• _Required work_
Leave out the pictures and copy each record below exactly.

Records from a data source:
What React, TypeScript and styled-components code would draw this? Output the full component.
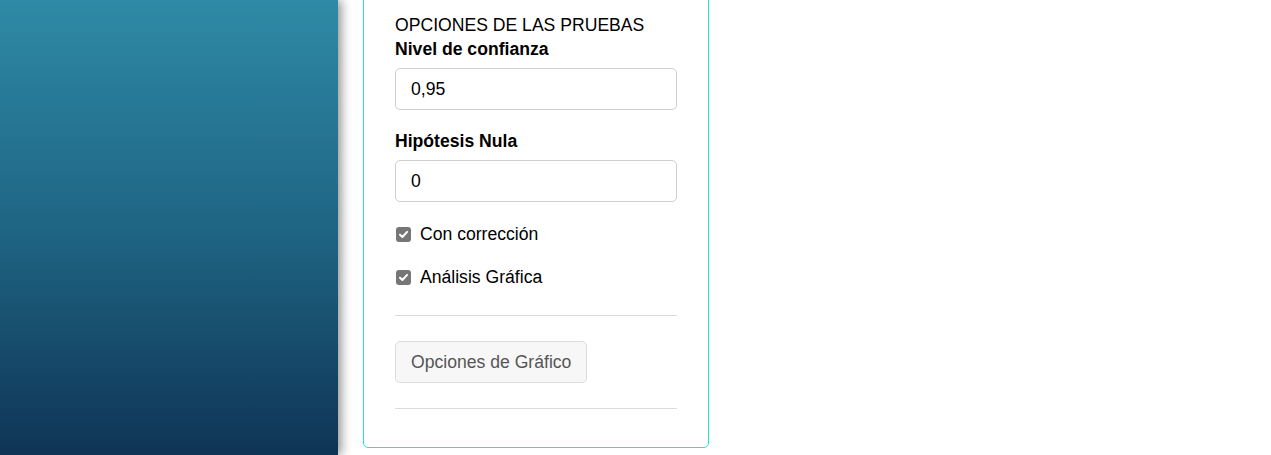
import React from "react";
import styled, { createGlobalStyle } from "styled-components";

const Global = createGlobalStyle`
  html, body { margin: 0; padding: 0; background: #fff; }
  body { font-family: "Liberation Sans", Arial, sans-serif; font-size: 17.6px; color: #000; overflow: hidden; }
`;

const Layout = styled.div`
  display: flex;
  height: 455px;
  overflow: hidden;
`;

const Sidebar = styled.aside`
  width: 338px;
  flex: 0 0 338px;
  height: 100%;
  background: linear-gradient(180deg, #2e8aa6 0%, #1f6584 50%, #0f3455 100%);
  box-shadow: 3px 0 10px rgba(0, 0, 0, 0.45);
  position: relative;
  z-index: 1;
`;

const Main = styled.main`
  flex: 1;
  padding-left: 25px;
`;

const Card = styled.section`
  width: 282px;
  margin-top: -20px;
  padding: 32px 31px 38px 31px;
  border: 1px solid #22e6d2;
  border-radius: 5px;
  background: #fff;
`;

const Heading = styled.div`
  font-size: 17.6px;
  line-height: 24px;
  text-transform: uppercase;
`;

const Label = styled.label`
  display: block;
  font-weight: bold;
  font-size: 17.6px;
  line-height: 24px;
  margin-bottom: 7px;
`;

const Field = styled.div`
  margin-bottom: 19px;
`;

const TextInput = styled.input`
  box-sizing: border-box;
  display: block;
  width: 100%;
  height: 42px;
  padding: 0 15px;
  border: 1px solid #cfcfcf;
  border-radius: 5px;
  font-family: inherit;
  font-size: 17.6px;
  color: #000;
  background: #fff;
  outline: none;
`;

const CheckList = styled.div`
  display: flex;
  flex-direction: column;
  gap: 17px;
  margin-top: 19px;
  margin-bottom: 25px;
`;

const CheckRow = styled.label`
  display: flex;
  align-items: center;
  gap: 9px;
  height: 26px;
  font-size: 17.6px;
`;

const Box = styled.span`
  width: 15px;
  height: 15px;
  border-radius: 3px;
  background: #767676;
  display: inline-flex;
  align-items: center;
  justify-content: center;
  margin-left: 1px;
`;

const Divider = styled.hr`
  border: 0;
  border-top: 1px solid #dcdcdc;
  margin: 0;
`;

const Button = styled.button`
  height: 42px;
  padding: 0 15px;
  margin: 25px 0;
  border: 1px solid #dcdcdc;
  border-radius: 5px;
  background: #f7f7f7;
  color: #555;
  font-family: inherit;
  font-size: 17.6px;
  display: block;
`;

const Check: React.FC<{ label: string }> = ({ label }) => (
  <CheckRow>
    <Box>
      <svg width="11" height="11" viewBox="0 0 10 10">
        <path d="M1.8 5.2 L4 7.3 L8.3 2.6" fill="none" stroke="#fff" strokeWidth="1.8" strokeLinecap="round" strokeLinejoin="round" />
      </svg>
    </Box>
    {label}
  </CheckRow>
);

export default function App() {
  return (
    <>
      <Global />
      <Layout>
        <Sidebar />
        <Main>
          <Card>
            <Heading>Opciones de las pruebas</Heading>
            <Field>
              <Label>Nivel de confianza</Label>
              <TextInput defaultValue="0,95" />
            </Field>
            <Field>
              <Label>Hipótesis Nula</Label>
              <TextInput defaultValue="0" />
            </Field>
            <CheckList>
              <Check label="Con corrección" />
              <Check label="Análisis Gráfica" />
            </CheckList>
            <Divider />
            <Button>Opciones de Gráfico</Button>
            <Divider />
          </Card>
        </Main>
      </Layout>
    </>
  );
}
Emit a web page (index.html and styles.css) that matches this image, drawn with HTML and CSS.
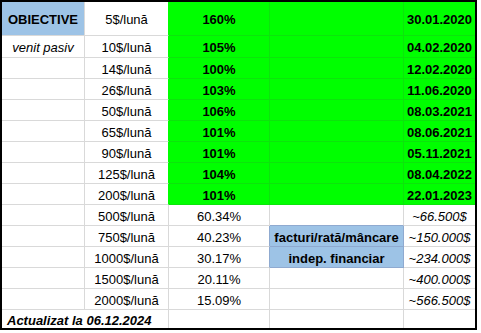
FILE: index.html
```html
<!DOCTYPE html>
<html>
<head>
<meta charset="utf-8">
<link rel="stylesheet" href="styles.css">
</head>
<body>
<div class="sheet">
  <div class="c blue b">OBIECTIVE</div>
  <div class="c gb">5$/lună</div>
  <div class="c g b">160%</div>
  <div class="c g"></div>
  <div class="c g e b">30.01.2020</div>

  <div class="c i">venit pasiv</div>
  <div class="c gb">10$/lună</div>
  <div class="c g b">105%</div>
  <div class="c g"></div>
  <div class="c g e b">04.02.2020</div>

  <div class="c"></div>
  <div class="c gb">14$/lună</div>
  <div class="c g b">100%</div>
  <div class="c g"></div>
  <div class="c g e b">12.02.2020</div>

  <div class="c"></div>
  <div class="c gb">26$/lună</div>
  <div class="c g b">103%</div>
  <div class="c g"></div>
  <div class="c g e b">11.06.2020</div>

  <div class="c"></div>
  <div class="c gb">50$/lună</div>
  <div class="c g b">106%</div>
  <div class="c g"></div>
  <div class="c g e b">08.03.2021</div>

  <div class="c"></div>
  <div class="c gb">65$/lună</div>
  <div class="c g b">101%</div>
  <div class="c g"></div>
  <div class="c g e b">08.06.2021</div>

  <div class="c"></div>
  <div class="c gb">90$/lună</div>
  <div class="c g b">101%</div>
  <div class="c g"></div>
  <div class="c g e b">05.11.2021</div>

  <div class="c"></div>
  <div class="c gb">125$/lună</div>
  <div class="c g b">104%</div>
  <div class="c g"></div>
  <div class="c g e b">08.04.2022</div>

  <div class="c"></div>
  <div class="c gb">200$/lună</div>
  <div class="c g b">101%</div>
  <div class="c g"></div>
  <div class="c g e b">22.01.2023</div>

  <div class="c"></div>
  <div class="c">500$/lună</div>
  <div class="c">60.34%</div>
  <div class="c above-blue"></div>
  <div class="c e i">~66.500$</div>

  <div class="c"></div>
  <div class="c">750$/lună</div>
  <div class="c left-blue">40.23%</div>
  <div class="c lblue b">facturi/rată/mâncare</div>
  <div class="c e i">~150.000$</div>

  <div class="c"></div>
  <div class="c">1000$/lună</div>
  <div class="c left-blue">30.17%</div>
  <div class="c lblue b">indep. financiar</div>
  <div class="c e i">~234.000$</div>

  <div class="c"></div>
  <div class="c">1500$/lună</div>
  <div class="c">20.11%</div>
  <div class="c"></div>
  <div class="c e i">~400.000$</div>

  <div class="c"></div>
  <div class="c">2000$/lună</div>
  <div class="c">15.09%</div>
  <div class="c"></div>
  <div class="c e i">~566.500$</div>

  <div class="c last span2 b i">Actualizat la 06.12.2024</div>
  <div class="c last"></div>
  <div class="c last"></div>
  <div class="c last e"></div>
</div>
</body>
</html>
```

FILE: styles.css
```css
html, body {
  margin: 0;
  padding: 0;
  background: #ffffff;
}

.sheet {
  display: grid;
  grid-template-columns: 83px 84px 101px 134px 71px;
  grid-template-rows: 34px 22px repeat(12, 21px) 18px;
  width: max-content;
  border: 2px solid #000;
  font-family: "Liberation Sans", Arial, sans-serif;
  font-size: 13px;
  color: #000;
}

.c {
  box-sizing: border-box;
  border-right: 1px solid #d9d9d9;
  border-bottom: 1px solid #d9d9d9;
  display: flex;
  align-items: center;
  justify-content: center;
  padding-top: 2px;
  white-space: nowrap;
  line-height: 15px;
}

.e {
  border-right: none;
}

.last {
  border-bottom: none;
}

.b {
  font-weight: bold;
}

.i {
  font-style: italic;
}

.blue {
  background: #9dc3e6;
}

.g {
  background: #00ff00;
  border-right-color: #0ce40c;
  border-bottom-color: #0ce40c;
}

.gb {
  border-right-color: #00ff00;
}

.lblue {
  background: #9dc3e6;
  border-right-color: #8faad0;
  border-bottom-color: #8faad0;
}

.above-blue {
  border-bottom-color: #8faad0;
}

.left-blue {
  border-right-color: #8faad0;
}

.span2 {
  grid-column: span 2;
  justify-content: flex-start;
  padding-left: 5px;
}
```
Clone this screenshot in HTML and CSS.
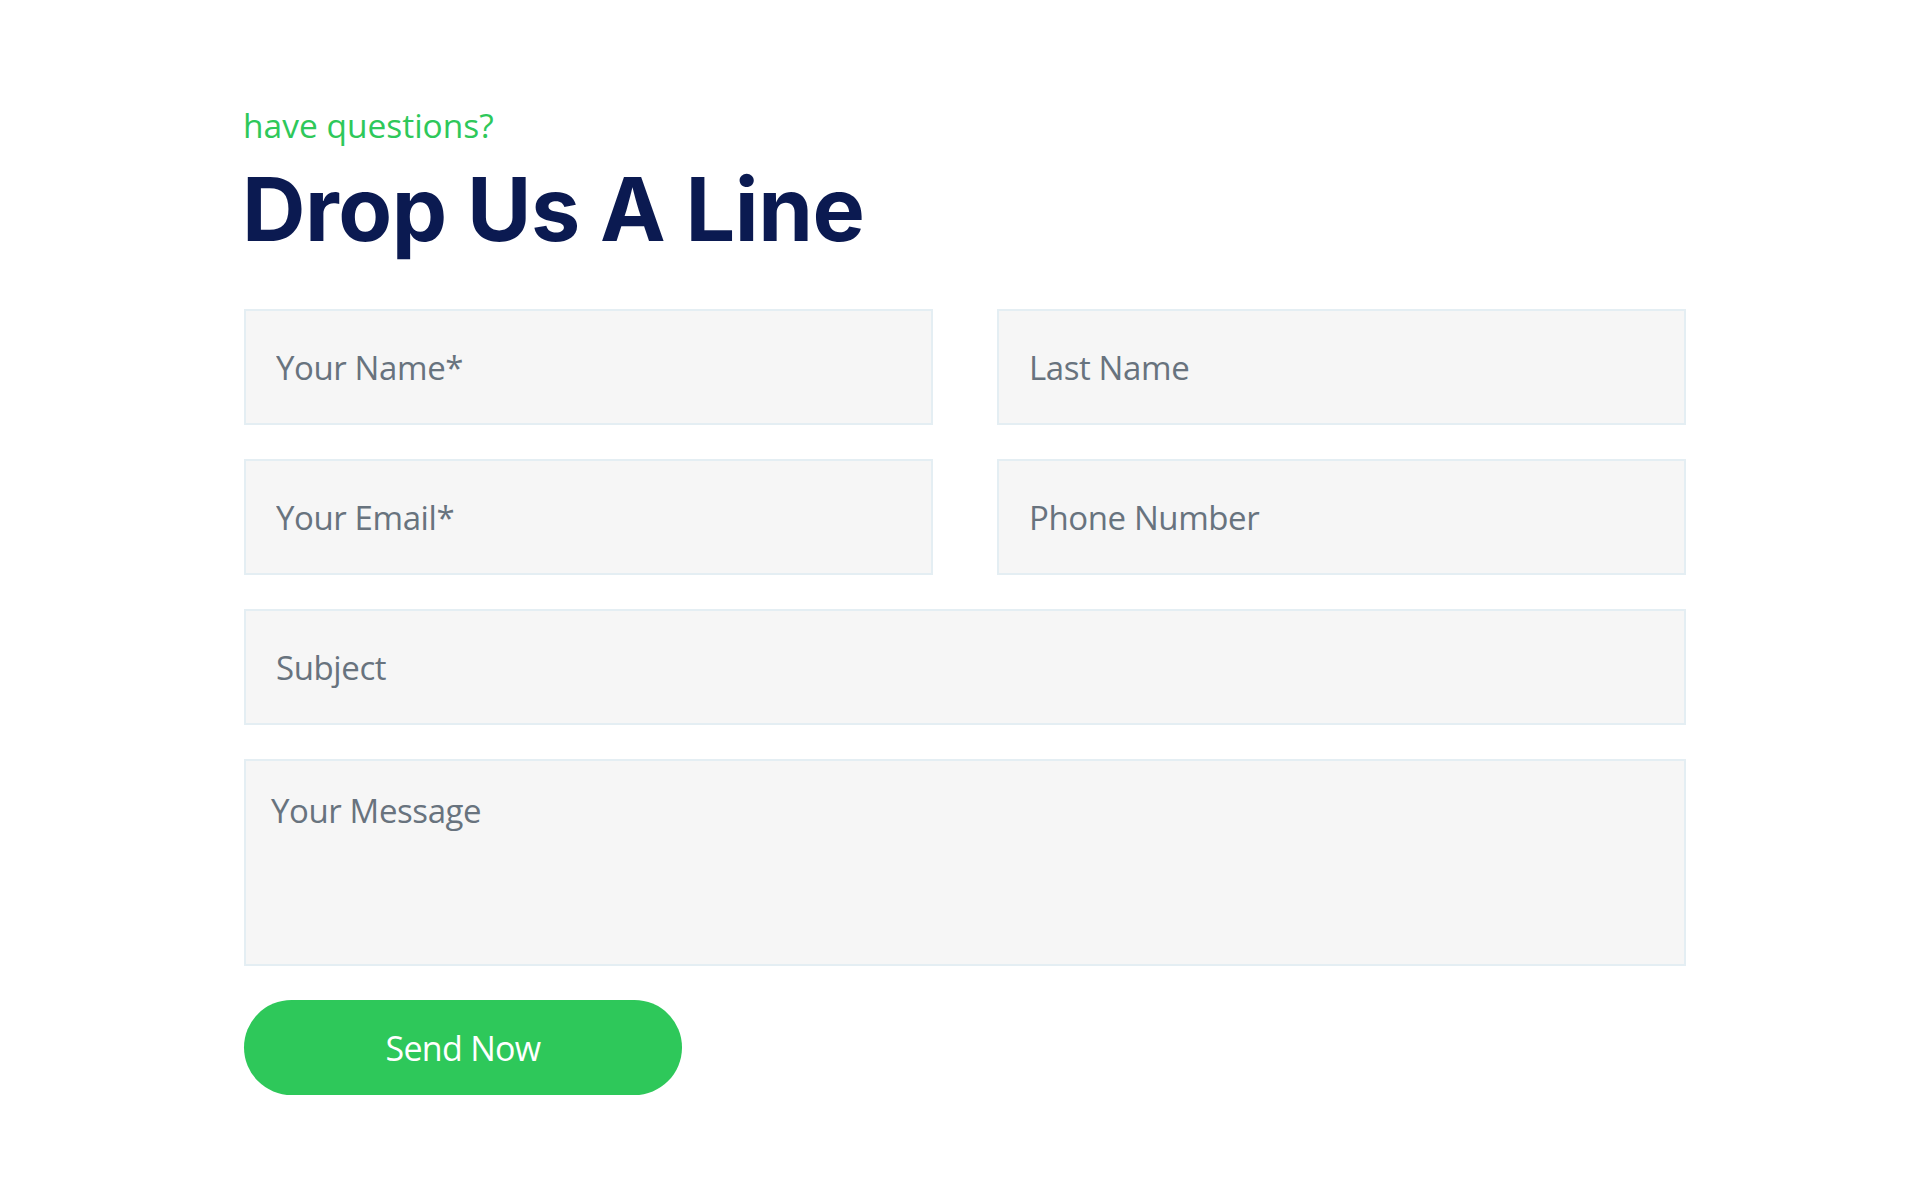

• _Solved problem_
What React, TypeScript and styled-components code would draw this? Output the full component.
import React from "react";
import styled, { createGlobalStyle } from "styled-components";

const Global = createGlobalStyle`
  html, body { margin: 0; padding: 0; background: #fff; }
  body { font-family: "Liberation Sans", Arial, sans-serif; font-size: 17.6px; color: #000; overflow: hidden; }
`;

const Layout = styled.div`
  display: flex;
  height: 455px;
  overflow: hidden;
`;

const Sidebar = styled.aside`
  width: 338px;
  flex: 0 0 338px;
  height: 100%;
  background: linear-gradient(180deg, #2e8aa6 0%, #1f6584 50%, #0f3455 100%);
  box-shadow: 3px 0 10px rgba(0, 0, 0, 0.45);
  position: relative;
  z-index: 1;
`;

const Main = styled.main`
  flex: 1;
  padding-left: 25px;
`;

const Card = styled.section`
  width: 282px;
  margin-top: -20px;
  padding: 32px 31px 38px 31px;
  border: 1px solid #22e6d2;
  border-radius: 5px;
  background: #fff;
`;

const Heading = styled.div`
  font-size: 17.6px;
  line-height: 24px;
  text-transform: uppercase;
`;

const Label = styled.label`
  display: block;
  font-weight: bold;
  font-size: 17.6px;
  line-height: 24px;
  margin-bottom: 7px;
`;

const Field = styled.div`
  margin-bottom: 19px;
`;

const TextInput = styled.input`
  box-sizing: border-box;
  display: block;
  width: 100%;
  height: 42px;
  padding: 0 15px;
  border: 1px solid #cfcfcf;
  border-radius: 5px;
  font-family: inherit;
  font-size: 17.6px;
  color: #000;
  background: #fff;
  outline: none;
`;

const CheckList = styled.div`
  display: flex;
  flex-direction: column;
  gap: 17px;
  margin-top: 19px;
  margin-bottom: 25px;
`;

const CheckRow = styled.label`
  display: flex;
  align-items: center;
  gap: 9px;
  height: 26px;
  font-size: 17.6px;
`;

const Box = styled.span`
  width: 15px;
  height: 15px;
  border-radius: 3px;
  background: #767676;
  display: inline-flex;
  align-items: center;
  justify-content: center;
  margin-left: 1px;
`;

const Divider = styled.hr`
  border: 0;
  border-top: 1px solid #dcdcdc;
  margin: 0;
`;

const Button = styled.button`
  height: 42px;
  padding: 0 15px;
  margin: 25px 0;
  border: 1px solid #dcdcdc;
  border-radius: 5px;
  background: #f7f7f7;
  color: #555;
  font-family: inherit;
  font-size: 17.6px;
  display: block;
`;

const Check: React.FC<{ label: string }> = ({ label }) => (
  <CheckRow>
    <Box>
      <svg width="11" height="11" viewBox="0 0 10 10">
        <path d="M1.8 5.2 L4 7.3 L8.3 2.6" fill="none" stroke="#fff" strokeWidth="1.8" strokeLinecap="round" strokeLinejoin="round" />
      </svg>
    </Box>
    {label}
  </CheckRow>
);

export default function App() {
  return (
    <>
      <Global />
      <Layout>
        <Sidebar />
        <Main>
          <Card>
            <Heading>Opciones de las pruebas</Heading>
            <Field>
              <Label>Nivel de confianza</Label>
              <TextInput defaultValue="0,95" />
            </Field>
            <Field>
              <Label>Hipótesis Nula</Label>
              <TextInput defaultValue="0" />
            </Field>
            <CheckList>
              <Check label="Con corrección" />
              <Check label="Análisis Gráfica" />
            </CheckList>
            <Divider />
            <Button>Opciones de Gráfico</Button>
            <Divider />
          </Card>
        </Main>
      </Layout>
    </>
  );
}
Emit a web page (index.html and styles.css) that matches this image, drawn with HTML and CSS.
FILE: index.html
```html
<!DOCTYPE html>
<html>
<head>
<meta charset="utf-8">
<link rel="stylesheet" href="styles.css">
</head>
<body>
<div class="sheet">
  <div class="c blue b">OBIECTIVE</div>
  <div class="c gb">5$/lună</div>
  <div class="c g b">160%</div>
  <div class="c g"></div>
  <div class="c g e b">30.01.2020</div>

  <div class="c i">venit pasiv</div>
  <div class="c gb">10$/lună</div>
  <div class="c g b">105%</div>
  <div class="c g"></div>
  <div class="c g e b">04.02.2020</div>

  <div class="c"></div>
  <div class="c gb">14$/lună</div>
  <div class="c g b">100%</div>
  <div class="c g"></div>
  <div class="c g e b">12.02.2020</div>

  <div class="c"></div>
  <div class="c gb">26$/lună</div>
  <div class="c g b">103%</div>
  <div class="c g"></div>
  <div class="c g e b">11.06.2020</div>

  <div class="c"></div>
  <div class="c gb">50$/lună</div>
  <div class="c g b">106%</div>
  <div class="c g"></div>
  <div class="c g e b">08.03.2021</div>

  <div class="c"></div>
  <div class="c gb">65$/lună</div>
  <div class="c g b">101%</div>
  <div class="c g"></div>
  <div class="c g e b">08.06.2021</div>

  <div class="c"></div>
  <div class="c gb">90$/lună</div>
  <div class="c g b">101%</div>
  <div class="c g"></div>
  <div class="c g e b">05.11.2021</div>

  <div class="c"></div>
  <div class="c gb">125$/lună</div>
  <div class="c g b">104%</div>
  <div class="c g"></div>
  <div class="c g e b">08.04.2022</div>

  <div class="c"></div>
  <div class="c gb">200$/lună</div>
  <div class="c g b">101%</div>
  <div class="c g"></div>
  <div class="c g e b">22.01.2023</div>

  <div class="c"></div>
  <div class="c">500$/lună</div>
  <div class="c">60.34%</div>
  <div class="c above-blue"></div>
  <div class="c e i">~66.500$</div>

  <div class="c"></div>
  <div class="c">750$/lună</div>
  <div class="c left-blue">40.23%</div>
  <div class="c lblue b">facturi/rată/mâncare</div>
  <div class="c e i">~150.000$</div>

  <div class="c"></div>
  <div class="c">1000$/lună</div>
  <div class="c left-blue">30.17%</div>
  <div class="c lblue b">indep. financiar</div>
  <div class="c e i">~234.000$</div>

  <div class="c"></div>
  <div class="c">1500$/lună</div>
  <div class="c">20.11%</div>
  <div class="c"></div>
  <div class="c e i">~400.000$</div>

  <div class="c"></div>
  <div class="c">2000$/lună</div>
  <div class="c">15.09%</div>
  <div class="c"></div>
  <div class="c e i">~566.500$</div>

  <div class="c last span2 b i">Actualizat la 06.12.2024</div>
  <div class="c last"></div>
  <div class="c last"></div>
  <div class="c last e"></div>
</div>
</body>
</html>
```

FILE: styles.css
```css
html, body {
  margin: 0;
  padding: 0;
  background: #ffffff;
}

.sheet {
  display: grid;
  grid-template-columns: 83px 84px 101px 134px 71px;
  grid-template-rows: 34px 22px repeat(12, 21px) 18px;
  width: max-content;
  border: 2px solid #000;
  font-family: "Liberation Sans", Arial, sans-serif;
  font-size: 13px;
  color: #000;
}

.c {
  box-sizing: border-box;
  border-right: 1px solid #d9d9d9;
  border-bottom: 1px solid #d9d9d9;
  display: flex;
  align-items: center;
  justify-content: center;
  padding-top: 2px;
  white-space: nowrap;
  line-height: 15px;
}

.e {
  border-right: none;
}

.last {
  border-bottom: none;
}

.b {
  font-weight: bold;
}

.i {
  font-style: italic;
}

.blue {
  background: #9dc3e6;
}

.g {
  background: #00ff00;
  border-right-color: #0ce40c;
  border-bottom-color: #0ce40c;
}

.gb {
  border-right-color: #00ff00;
}

.lblue {
  background: #9dc3e6;
  border-right-color: #8faad0;
  border-bottom-color: #8faad0;
}

.above-blue {
  border-bottom-color: #8faad0;
}

.left-blue {
  border-right-color: #8faad0;
}

.span2 {
  grid-column: span 2;
  justify-content: flex-start;
  padding-left: 5px;
}
```
Clone this screenshot in HTML and CSS.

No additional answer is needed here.